Charlotte Latvala: Last days lead to summer

My daughter closed her laptop with a smile.

“That’s it,” she said. “All the grades are in. I’m done.”

Not quite done with college, that is, but done with her junior year. In college, as in high school, the junior year seems to be the most challenging. The hardest classes, the toughest professors, the never-ending pile of papers and projects and performances.

The looming realization that in another year, you’ll be leaving the cozy confines of the world you know and love. You’ll move on into the great unknown.

But for now, summer.

Charlotte Latvala
Charlotte Latvala

Summer, with its relaxed schedules, balmy evenings, and soft undercurrent of anticipation. The feeling that something fun and exciting might be just around the corner. Even if you’re working a summer job (and my daughter will be working very hard), there’s no homework. No late-night scramble to finish a paper. No checking your email to see if grades have posted.

There’s nothing that compares to it in the adult working world. The world that doesn’t take a few months off to catch some rays and regroup every year.

I don’t envy the schoolwork, but I do envy the summer. That is, I envy the release from drudgery, the knowledge that for the next few months, the normal rules don’t apply.

Is there any joy like the joy of the last day of school? I can still remember the satisfaction of packing up my elementary school desk, the bare look of the semi-dismantled classroom. The warm breeze wafting through the window, bearing hints of just-mown grass and dandelions. The thrilling sound of the dismissal bell ringing for the very last time, and the roar of delight from your classmates (some of whom, to be perfectly frank, you’ll be happy to be away from till next September).

There’s a reason why Alice Cooper’s “School’s Out” has been a crowd-pleaser for 50-plus years. It succinctly captured that surge of pleasure you felt as you skipped down the sidewalk, moving away from the place your childish heart considered the world’s most terrible prison.
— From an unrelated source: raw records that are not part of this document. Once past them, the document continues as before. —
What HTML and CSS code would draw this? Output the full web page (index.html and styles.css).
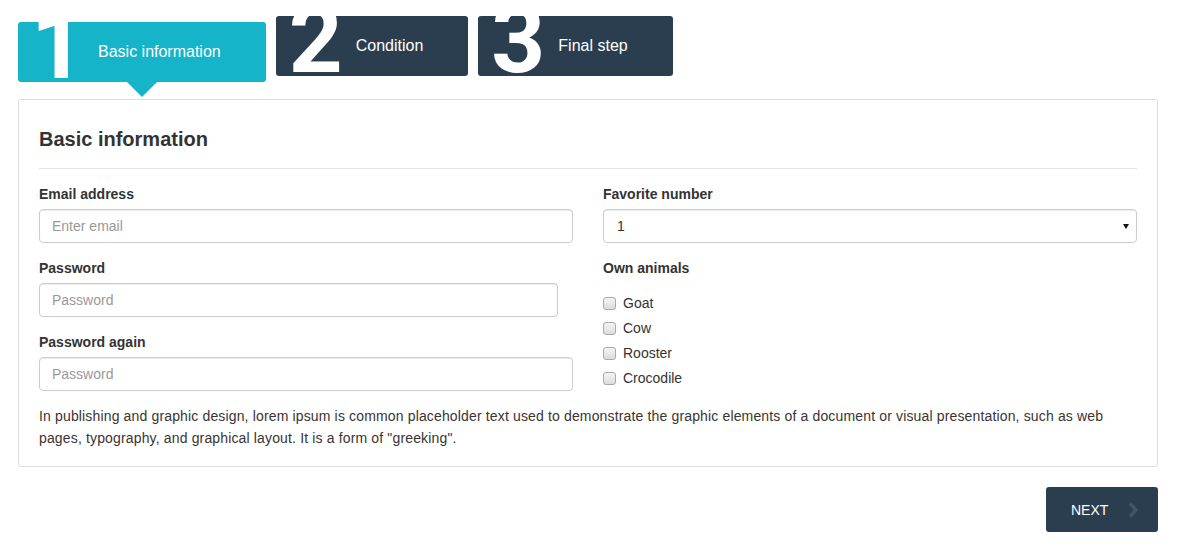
FILE: index.html
```html
<!DOCTYPE html>
<html lang="en">
<head>
<meta charset="utf-8">
<title>Wizard</title>
<link rel="stylesheet" href="styles.css">
</head>
<body>
<div class="page">
  <div class="steps">
    <div class="step active"><span class="num">1</span><span class="label">Basic information</span></div>
    <div class="step"><span class="num">2</span><span class="label">Condition</span></div>
    <div class="step"><span class="num">3</span><span class="label">Final step</span></div>
  </div>
  <div class="panel">
    <h3 class="title">Basic information</h3>
    <div class="divider"></div>
    <div class="cols">
      <div class="col">
        <div class="group">
          <label class="lbl">Email address</label>
          <input class="ctrl" type="text" placeholder="Enter email">
        </div>
        <div class="group">
          <label class="lbl">Password</label>
          <input class="ctrl narrow" type="password" placeholder="Password">
        </div>
        <div class="group">
          <label class="lbl">Password again</label>
          <input class="ctrl" type="password" placeholder="Password">
        </div>
      </div>
      <div class="col">
        <div class="group">
          <label class="lbl">Favorite number</label>
          <div class="select-wrap">
            <select class="ctrl sel"><option>1</option><option>2</option><option>3</option></select>
            <span class="caret"></span>
          </div>
        </div>
        <div class="group">
          <label class="lbl">Own animals</label>
          <div class="checks">
            <label class="check"><input type="checkbox" class="cb"><span>Goat</span></label>
            <label class="check"><input type="checkbox" class="cb"><span>Cow</span></label>
            <label class="check"><input type="checkbox" class="cb"><span>Rooster</span></label>
            <label class="check"><input type="checkbox" class="cb"><span>Crocodile</span></label>
          </div>
        </div>
      </div>
    </div>
    <p class="desc">In publishing and graphic design, lorem ipsum is common placeholder text used to demonstrate the graphic elements of a document or visual presentation, such as web pages, typography, and graphical layout. It is a form of "greeking".</p>
  </div>
  <div class="actions">
    <button class="next" type="button"><span>NEXT</span>
      <svg width="10" height="16" viewBox="0 0 10 16"><path d="M2 1.5 L8 8 L2 14.5" fill="none" stroke="#415569" stroke-width="3.4"/></svg>
    </button>
  </div>
</div>
</body>
</html>
```
FILE: styles.css
```css
* { box-sizing: border-box; }
html, body { margin: 0; padding: 0; background: #fff; }
body {
  font-family: "Liberation Sans", Arial, sans-serif;
  font-size: 14px;
  line-height: 20px;
  color: #333;
}
.page { padding: 16px 24px 0 18px; }

.steps { display: flex; align-items: flex-start; gap: 10px; }
.step {
  position: relative;
  display: flex;
  align-items: center;
  height: 60px;
  background: #2b3e50;
  border-radius: 3px;
  color: #fff;
}
.step.active { background: #16b4c9; margin-top: 6px; }
.step.active::after {
  content: "";
  position: absolute;
  left: 109px;
  top: 60px;
  border-left: 15px solid transparent;
  border-right: 15px solid transparent;
  border-top: 15px solid #16b4c9;
}
.num {
  display: block;
  width: 80px;
  height: 60px;
  padding-left: 13px;
  overflow: hidden;
  font-family: Roboto, "Liberation Sans", sans-serif;
  font-size: 94px;
  font-weight: bold;
  line-height: 48px;
  color: #fff;
}
.label { font-size: 16px; padding-right: 45px; white-space: nowrap; }

.panel {
  margin-top: 17px;
  border: 1px solid #ddd;
  border-radius: 3px;
  padding: 20px 20px 17px;
}
.title {
  margin: 8px 0 0;
  font-size: 20px;
  line-height: 22px;
  font-weight: bold;
  color: #333;
}
.divider { height: 1px; background: #e3e3e3; margin: 18px 0 15px; }
.cols { display: flex; gap: 30px; }
.col { flex: 1; min-width: 0; }
.group { margin-bottom: 15px; }
.lbl { display: block; font-weight: bold; margin-bottom: 5px; }
.ctrl {
  display: block;
  width: 100%;
  height: 34px;
  padding: 6px 12px;
  font-family: inherit;
  font-size: 14px;
  color: #555;
  background: #fff;
  border: 1px solid #ccc;
  border-radius: 4px;
  box-shadow: inset 0 1px 1px rgba(0,0,0,0.075);
  outline: none;
}
.ctrl::placeholder { color: #999; }
.ctrl.narrow { width: 519px; }
.select-wrap { position: relative; }
.sel { appearance: none; -webkit-appearance: none; padding-left: 13px; color: #333; }
.caret {
  position: absolute;
  right: 8px;
  top: 15px;
  border-left: 3px solid transparent;
  border-right: 3px solid transparent;
  border-top: 5px solid #111;
}
.checks { display: flex; flex-direction: column; gap: 5px; padding-top: 10px; }
.check { display: flex; align-items: center; height: 20px; font-weight: normal; }
.cb {
  appearance: none;
  -webkit-appearance: none;
  width: 13px;
  height: 13px;
  margin: 0 7px 0 0;
  border: 1px solid #a9a9a9;
  border-radius: 3px;
  background: linear-gradient(#f4f4f4, #dcdcdc);
}
.desc { margin: -1px 0 0; line-height: 22px; letter-spacing: 0.15px; color: #3a3432; }

.actions { display: flex; justify-content: flex-end; padding-top: 20px; }
.next {
  display: flex;
  align-items: center;
  gap: 20px;
  width: 112px;
  height: 45px;
  padding: 0 0 0 25px;
  border: 0;
  border-radius: 3px;
  background: #2b3e50;
  color: #fff;
  font-family: inherit;
  font-size: 14px;
  cursor: pointer;
}
```
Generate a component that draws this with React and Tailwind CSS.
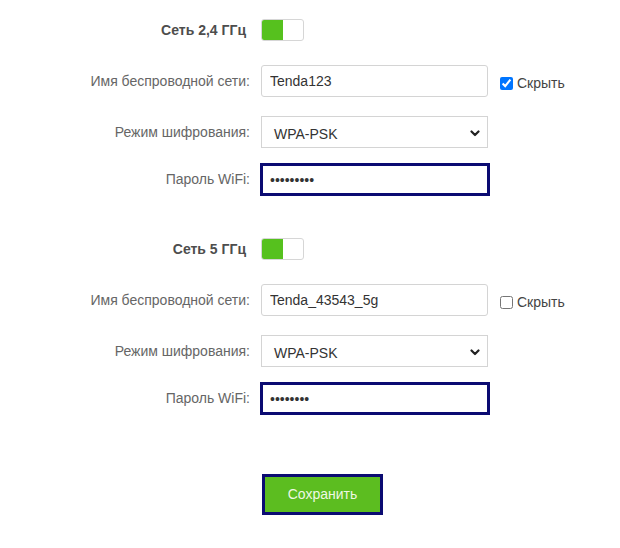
import React from "react";

function Toggle() {
  return (
    <div className="flex h-[22px] w-[43px] overflow-hidden rounded-[3px] border border-[#d6d6d6] bg-white">
      <div className="h-full w-[21px] bg-[#56c11e]" />
    </div>
  );
}

function Chevron() {
  return (
    <svg width="10" height="7" viewBox="0 0 10 7" className="absolute right-[7px] top-[13px]">
      <path d="M1.5 1.5 L5 5 L8.5 1.5" fill="none" stroke="#222" strokeWidth="2.2" strokeLinecap="round" strokeLinejoin="round" />
    </svg>
  );
}

function Section({ title, ssid, hidden, dots, mt }) {
  return (
    <div className={mt}>
      <div className="flex h-[32px] items-center">
        <div className="w-[250px] pr-[4px] text-right text-[14px] font-bold text-[#4d4d4d]">{title}</div>
        <div className="ml-[11px]">
          <Toggle />
        </div>
      </div>

      <div className="mt-[19px] flex h-[32px] items-center">
        <div className="w-[250px] text-right text-[14px] text-[#666]">Имя беспроводной сети:</div>
        <input
          readOnly
          defaultValue={ssid}
          className="ml-[11px] h-[32px] w-[227px] rounded-[3px] border border-[#d4d4d4] bg-white px-[8px] text-[14px] text-[#333] outline-none"
        />
        <label className="ml-[12px] mt-[4px] flex items-center text-[14px] text-[#444]">
          <input type="checkbox" defaultChecked={hidden} className="h-[13px] w-[13px] accent-[#0075ff]" />
          <span className="ml-[4px]">Скрыть</span>
        </label>
      </div>

      <div className="mt-[19px] flex h-[32px] items-center">
        <div className="w-[250px] text-right text-[14px] text-[#666]">Режим шифрования:</div>
        <div className="relative ml-[11px] h-[32px] w-[227px] border border-[#d4d4d4] bg-white">
          <div className="pl-[12px] pt-[7px] text-[14px] text-[#333]">WPA-PSK</div>
          <Chevron />
        </div>
      </div>

      <div className="mt-[15px] flex h-[33px] items-center">
        <div className="w-[250px] text-right text-[14px] text-[#666]">Пароль WiFi:</div>
        <input
          type="password"
          readOnly
          defaultValue={dots}
          className="ml-[10px] h-[33px] w-[230px] border-[3px] border-[#0b0b72] bg-white px-[7px] text-[14px] text-[#333] outline-none"
        />
      </div>
    </div>
  );
}

export default function App() {
  return (
    <div className="h-[548px] w-[620px] bg-white pt-[14px] font-['Liberation_Sans',Arial,sans-serif]">
      <Section title="Сеть 2,4 ГГц" ssid="Tenda123" hidden={true} dots="123456789" mt="" />
      <Section title="Сеть 5 ГГц" ssid="Tenda_43543_5g" hidden={false} dots="12345678" mt="mt-[37px]" />
      <div className="mt-[59px] flex">
        <button className="ml-[262px] h-[41px] w-[121px] border-[3px] border-[#0b0b72] bg-[#5cbd20] text-[14px] text-[#eef8e4]">
          Сохранить
        </button>
      </div>
    </div>
  );
}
You had a whole summer ahead of you! You had neighborhood intrigue with your friends. You had sprinklers and croquet and filthy bare feet and a late bedtime. It was summer, and it was the best.

And later, the summers of high school and college – when you had jobs and responsibilities and a slightly more realistic handle on life – well, those summers were magical, too.

One of the perks of having a child late in life (I’m 62; my youngest daughter is 20) is that you get to keep revisiting those submerged experiences. (As one of my friends said, only half-joking: “What’s the point in having kids if you can’t live vicariously through them?”)

I don’t miss school. But I do miss its absence. I miss the rhythm and shape that it gave to our lives.

I miss twirling the radio dial, trying to find that one perfect song for the triumphant last day.